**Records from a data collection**

**********

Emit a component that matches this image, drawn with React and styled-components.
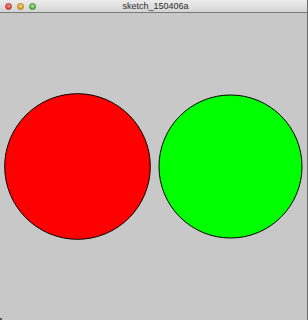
import React from "react";
import styled, { createGlobalStyle } from "styled-components";

const Global = createGlobalStyle`
  html, body { margin: 0; padding: 0; background: #c8c8c8; }
  #root { width: 308px; height: 320px; }
`;

const Window = styled.div`
  width: 308px;
  height: 320px;
  display: flex;
  flex-direction: column;
  background: #c8c8c8;
  box-sizing: border-box;
  border-right: 1px solid #6a6a6a;
  position: relative;
  overflow: hidden;
`;

const TitleBar = styled.div`
  height: 12px;
  flex: none;
  display: grid;
  grid-template-columns: 1fr auto 1fr;
  align-items: center;
  background: linear-gradient(#ececec, #d4d4d4);
  border-bottom: 1px solid #7a7a7a;
  padding: 0 5px;
`;

const Lights = styled.div`
  display: flex;
  gap: 5px;
  align-items: center;
`;

const Light = styled.span`
  width: 7px;
  height: 7px;
  border-radius: 50%;
  box-sizing: border-box;
  background: radial-gradient(circle at 50% 35%, ${(p) => p.$hi} 0%, ${(p) => p.$c} 70%);
  border: 0.5px solid ${(p) => p.$b};
`;

const Title = styled.div`
  font-family: "Liberation Sans", Arial, sans-serif;
  font-size: 9px;
  line-height: 12px;
  color: #2e2e2e;
  letter-spacing: 0px;
  padding-left: 4px;
`;

const Canvas = styled.svg`
  display: block;
  flex: 1;
  width: 307px;
`;

const Corner = styled.span`
  position: absolute;
  left: 0;
  bottom: 0;
  width: 2px;
  height: 2px;
  background: #555;
`;

export default function App() {
  return (
    <>
      <Global />
      <Window>
        <TitleBar>
          <Lights>
            <Light $c="#e0443e" $hi="#ff9a8f" $b="#b03a34" />
            <Light $c="#e2a01f" $hi="#ffd98a" $b="#b57d1a" />
            <Light $c="#5cb844" $hi="#b6ec9f" $b="#3f8a30" />
          </Lights>
          <Title>sketch_150406a</Title>
          <div />
        </TitleBar>
        <Canvas viewBox="0 13 307 307" preserveAspectRatio="none">
          <circle cx="77.5" cy="166.5" r="72.8" fill="#ff0000" stroke="#000" strokeWidth="1" />
          <circle cx="230.5" cy="166.5" r="71.5" fill="#00ff00" stroke="#000" strokeWidth="1" />
        </Canvas>
        <Corner />
      </Window>
    </>
  );
}
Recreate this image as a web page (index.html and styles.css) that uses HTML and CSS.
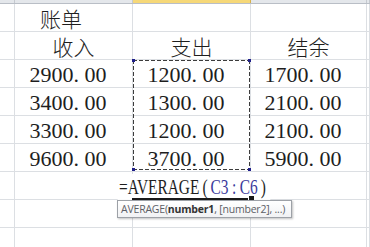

**********

**Problem to work on**
Output every entry exactly as given; pictures are not part of the copy.

**The answer**
Emit a component that matches this image, drawn with React and styled-components.
import React from "react";
import styled, { createGlobalStyle } from "styled-components";

const Global = createGlobalStyle`
  html, body { margin: 0; padding: 0; background: #c8c8c8; }
  #root { width: 308px; height: 320px; }
`;

const Window = styled.div`
  width: 308px;
  height: 320px;
  display: flex;
  flex-direction: column;
  background: #c8c8c8;
  box-sizing: border-box;
  border-right: 1px solid #6a6a6a;
  position: relative;
  overflow: hidden;
`;

const TitleBar = styled.div`
  height: 12px;
  flex: none;
  display: grid;
  grid-template-columns: 1fr auto 1fr;
  align-items: center;
  background: linear-gradient(#ececec, #d4d4d4);
  border-bottom: 1px solid #7a7a7a;
  padding: 0 5px;
`;

const Lights = styled.div`
  display: flex;
  gap: 5px;
  align-items: center;
`;

const Light = styled.span`
  width: 7px;
  height: 7px;
  border-radius: 50%;
  box-sizing: border-box;
  background: radial-gradient(circle at 50% 35%, ${(p) => p.$hi} 0%, ${(p) => p.$c} 70%);
  border: 0.5px solid ${(p) => p.$b};
`;

const Title = styled.div`
  font-family: "Liberation Sans", Arial, sans-serif;
  font-size: 9px;
  line-height: 12px;
  color: #2e2e2e;
  letter-spacing: 0px;
  padding-left: 4px;
`;

const Canvas = styled.svg`
  display: block;
  flex: 1;
  width: 307px;
`;

const Corner = styled.span`
  position: absolute;
  left: 0;
  bottom: 0;
  width: 2px;
  height: 2px;
  background: #555;
`;

export default function App() {
  return (
    <>
      <Global />
      <Window>
        <TitleBar>
          <Lights>
            <Light $c="#e0443e" $hi="#ff9a8f" $b="#b03a34" />
            <Light $c="#e2a01f" $hi="#ffd98a" $b="#b57d1a" />
            <Light $c="#5cb844" $hi="#b6ec9f" $b="#3f8a30" />
          </Lights>
          <Title>sketch_150406a</Title>
          <div />
        </TitleBar>
        <Canvas viewBox="0 13 307 307" preserveAspectRatio="none">
          <circle cx="77.5" cy="166.5" r="72.8" fill="#ff0000" stroke="#000" strokeWidth="1" />
          <circle cx="230.5" cy="166.5" r="71.5" fill="#00ff00" stroke="#000" strokeWidth="1" />
        </Canvas>
        <Corner />
      </Window>
    </>
  );
}
Recreate this image as a web page (index.html and styles.css) that uses HTML and CSS.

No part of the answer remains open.